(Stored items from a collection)
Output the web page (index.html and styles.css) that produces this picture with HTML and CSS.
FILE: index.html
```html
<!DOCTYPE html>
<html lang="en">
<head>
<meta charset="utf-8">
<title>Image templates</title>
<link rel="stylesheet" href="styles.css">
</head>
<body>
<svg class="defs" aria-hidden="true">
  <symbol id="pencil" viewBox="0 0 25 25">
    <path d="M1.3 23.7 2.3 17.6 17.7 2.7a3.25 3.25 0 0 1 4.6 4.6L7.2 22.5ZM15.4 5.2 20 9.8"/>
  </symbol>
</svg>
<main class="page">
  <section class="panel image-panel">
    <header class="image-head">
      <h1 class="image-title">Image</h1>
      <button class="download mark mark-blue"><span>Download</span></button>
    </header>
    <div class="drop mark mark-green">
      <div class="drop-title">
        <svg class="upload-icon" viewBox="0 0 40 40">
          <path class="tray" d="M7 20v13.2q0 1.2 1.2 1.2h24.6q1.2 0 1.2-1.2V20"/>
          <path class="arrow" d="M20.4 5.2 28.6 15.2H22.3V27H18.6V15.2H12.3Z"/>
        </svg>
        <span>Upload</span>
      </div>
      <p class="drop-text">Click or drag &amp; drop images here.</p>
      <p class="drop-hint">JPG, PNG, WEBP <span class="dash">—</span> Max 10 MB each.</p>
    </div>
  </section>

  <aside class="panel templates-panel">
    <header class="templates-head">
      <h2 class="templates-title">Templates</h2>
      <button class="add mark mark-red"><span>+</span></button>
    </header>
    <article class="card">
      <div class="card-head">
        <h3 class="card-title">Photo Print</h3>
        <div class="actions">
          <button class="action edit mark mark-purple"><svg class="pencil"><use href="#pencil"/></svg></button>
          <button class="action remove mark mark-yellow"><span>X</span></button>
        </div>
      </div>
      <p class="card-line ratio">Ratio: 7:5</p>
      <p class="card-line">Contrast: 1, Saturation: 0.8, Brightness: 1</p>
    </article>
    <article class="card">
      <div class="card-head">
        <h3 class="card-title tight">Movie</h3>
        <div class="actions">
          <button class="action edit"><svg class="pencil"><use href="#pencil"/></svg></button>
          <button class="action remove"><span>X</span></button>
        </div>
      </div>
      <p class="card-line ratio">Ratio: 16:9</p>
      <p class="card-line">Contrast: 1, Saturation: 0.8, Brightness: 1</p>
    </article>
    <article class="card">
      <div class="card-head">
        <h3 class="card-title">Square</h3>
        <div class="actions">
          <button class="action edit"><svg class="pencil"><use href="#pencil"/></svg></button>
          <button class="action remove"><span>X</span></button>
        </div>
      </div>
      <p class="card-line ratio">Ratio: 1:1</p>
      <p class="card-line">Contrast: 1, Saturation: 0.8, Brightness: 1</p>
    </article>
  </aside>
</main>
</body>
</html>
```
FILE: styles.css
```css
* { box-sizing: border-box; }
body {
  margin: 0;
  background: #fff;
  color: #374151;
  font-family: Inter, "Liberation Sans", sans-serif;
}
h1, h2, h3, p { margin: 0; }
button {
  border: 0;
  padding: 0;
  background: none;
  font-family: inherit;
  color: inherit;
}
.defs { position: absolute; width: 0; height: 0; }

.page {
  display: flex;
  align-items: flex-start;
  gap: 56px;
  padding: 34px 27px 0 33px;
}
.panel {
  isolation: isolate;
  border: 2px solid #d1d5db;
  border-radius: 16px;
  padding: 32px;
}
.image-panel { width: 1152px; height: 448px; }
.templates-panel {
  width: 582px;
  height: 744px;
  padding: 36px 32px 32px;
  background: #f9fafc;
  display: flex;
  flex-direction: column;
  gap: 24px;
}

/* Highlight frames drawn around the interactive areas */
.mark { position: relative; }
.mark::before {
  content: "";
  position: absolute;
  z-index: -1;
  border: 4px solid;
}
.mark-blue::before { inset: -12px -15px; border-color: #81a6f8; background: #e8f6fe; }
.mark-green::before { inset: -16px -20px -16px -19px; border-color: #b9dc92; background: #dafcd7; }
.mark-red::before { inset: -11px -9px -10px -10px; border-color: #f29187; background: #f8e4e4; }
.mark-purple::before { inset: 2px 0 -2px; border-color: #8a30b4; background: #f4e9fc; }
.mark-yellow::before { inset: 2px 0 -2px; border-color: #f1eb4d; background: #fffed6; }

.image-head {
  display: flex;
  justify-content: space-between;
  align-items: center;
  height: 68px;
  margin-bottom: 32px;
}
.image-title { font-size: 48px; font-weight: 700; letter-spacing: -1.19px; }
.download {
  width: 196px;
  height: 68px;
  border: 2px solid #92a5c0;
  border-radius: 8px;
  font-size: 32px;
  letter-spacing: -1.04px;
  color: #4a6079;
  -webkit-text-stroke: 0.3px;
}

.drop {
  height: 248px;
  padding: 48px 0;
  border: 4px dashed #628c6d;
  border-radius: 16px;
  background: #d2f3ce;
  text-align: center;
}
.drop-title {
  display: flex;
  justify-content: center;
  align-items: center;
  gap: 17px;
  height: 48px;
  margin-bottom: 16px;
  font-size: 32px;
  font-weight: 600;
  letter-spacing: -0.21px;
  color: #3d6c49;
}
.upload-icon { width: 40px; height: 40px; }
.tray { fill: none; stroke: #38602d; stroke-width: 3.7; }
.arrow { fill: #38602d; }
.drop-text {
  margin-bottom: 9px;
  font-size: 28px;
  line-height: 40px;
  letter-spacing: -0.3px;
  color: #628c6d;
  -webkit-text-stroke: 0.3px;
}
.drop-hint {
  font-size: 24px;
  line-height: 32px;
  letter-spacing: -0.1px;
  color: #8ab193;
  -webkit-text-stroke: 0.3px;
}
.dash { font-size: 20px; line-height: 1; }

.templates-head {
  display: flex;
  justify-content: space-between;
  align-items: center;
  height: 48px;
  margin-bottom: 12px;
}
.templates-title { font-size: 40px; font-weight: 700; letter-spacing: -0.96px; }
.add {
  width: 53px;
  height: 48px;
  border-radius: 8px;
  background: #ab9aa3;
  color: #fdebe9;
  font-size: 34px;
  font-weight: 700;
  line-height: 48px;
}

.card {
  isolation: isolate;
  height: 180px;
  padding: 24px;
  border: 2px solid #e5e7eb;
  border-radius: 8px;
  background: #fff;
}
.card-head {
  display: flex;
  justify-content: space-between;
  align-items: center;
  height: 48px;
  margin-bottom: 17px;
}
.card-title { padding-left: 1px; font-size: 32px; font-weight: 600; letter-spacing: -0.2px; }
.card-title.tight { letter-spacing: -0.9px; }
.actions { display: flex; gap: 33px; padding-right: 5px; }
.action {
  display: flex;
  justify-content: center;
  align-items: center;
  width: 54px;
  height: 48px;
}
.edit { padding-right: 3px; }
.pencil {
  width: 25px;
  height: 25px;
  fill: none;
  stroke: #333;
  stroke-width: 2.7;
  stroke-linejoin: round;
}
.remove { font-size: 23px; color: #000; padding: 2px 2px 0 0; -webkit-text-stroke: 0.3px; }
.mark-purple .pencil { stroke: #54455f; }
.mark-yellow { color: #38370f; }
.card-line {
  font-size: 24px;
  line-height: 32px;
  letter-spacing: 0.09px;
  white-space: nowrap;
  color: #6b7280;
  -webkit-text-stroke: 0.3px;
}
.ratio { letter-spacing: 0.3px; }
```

...

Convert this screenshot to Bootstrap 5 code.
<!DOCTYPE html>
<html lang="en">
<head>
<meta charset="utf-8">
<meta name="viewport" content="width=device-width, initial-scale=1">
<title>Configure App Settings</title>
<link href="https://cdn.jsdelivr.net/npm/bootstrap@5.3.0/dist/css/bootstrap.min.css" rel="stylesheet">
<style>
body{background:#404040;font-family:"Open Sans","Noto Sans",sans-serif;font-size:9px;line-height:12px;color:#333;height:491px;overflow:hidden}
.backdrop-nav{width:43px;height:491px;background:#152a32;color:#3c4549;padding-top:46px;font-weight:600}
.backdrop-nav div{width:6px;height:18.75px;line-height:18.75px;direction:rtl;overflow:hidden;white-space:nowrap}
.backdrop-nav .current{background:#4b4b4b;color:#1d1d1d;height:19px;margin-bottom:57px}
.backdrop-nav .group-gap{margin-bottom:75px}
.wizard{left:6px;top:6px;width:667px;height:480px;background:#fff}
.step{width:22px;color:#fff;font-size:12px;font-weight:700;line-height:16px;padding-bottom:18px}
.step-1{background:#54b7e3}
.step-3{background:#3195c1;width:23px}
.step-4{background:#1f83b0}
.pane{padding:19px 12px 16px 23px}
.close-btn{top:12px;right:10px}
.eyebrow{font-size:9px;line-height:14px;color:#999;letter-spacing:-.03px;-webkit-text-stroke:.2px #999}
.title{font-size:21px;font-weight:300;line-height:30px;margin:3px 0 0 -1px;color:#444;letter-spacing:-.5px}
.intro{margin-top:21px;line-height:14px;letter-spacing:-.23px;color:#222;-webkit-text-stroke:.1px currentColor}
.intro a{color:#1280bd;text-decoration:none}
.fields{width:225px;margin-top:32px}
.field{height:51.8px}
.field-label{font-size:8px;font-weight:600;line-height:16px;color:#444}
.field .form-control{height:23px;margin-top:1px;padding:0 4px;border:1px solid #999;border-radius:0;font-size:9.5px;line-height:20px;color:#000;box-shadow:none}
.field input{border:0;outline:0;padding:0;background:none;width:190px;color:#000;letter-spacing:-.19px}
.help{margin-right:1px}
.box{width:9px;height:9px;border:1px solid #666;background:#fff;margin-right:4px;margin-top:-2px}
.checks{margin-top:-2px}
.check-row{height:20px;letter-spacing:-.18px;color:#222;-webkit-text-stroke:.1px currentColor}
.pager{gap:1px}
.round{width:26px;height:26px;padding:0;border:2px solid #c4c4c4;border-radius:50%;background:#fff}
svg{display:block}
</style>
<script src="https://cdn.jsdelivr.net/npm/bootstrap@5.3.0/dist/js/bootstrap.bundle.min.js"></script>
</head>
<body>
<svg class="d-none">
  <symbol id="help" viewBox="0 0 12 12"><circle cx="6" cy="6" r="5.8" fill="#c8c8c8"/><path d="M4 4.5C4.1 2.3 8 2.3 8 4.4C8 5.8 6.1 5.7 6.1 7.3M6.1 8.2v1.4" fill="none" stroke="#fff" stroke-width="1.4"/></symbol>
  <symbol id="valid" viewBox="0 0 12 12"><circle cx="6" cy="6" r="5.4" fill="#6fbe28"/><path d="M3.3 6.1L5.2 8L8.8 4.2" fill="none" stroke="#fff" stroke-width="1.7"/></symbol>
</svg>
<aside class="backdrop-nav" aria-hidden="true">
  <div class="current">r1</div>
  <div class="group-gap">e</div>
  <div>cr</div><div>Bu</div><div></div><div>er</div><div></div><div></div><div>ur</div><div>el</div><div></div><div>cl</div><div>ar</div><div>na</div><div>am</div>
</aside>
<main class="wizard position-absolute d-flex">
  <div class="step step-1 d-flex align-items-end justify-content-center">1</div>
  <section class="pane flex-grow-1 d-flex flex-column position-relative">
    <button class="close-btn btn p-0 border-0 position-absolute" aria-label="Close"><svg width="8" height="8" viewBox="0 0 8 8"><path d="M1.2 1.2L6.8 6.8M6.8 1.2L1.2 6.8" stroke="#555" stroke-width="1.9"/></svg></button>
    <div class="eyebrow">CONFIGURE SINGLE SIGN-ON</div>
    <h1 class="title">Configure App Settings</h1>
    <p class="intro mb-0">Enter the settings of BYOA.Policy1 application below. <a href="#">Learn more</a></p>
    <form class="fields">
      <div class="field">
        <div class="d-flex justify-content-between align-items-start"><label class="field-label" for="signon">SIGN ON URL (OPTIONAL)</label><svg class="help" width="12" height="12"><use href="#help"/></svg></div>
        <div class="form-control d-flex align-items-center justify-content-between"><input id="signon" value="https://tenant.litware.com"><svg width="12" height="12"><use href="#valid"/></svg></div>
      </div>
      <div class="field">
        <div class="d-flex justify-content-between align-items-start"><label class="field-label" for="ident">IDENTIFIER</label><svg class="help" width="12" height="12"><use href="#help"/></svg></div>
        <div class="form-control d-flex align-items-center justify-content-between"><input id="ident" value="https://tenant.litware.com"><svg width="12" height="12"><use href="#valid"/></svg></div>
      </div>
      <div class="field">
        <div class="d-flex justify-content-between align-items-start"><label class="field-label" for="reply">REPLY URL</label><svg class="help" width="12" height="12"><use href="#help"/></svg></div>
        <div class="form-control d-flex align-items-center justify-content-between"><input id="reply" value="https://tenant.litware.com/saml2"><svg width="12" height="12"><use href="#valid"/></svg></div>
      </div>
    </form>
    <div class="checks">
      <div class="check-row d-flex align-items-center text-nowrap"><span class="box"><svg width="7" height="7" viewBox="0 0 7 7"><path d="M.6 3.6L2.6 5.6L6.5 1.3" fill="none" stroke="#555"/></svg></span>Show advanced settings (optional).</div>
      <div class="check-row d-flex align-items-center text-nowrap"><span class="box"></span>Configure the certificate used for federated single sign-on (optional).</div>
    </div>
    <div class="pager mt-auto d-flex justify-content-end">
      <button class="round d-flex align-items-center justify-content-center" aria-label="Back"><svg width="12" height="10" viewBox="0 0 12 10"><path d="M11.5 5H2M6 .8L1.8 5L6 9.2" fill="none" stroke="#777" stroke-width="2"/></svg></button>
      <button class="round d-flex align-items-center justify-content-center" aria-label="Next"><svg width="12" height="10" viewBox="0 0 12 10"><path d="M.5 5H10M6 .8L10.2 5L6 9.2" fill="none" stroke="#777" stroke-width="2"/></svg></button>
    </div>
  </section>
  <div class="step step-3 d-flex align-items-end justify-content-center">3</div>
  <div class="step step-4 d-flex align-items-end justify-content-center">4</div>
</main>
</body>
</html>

◆ **Goal**:
Collect each line of the entries that has the word "this", copying it in full.

◆ **Output below**:
Output the web page (index.html and styles.css) that produces this picture with HTML and CSS.
Convert this screenshot to Bootstrap 5 code.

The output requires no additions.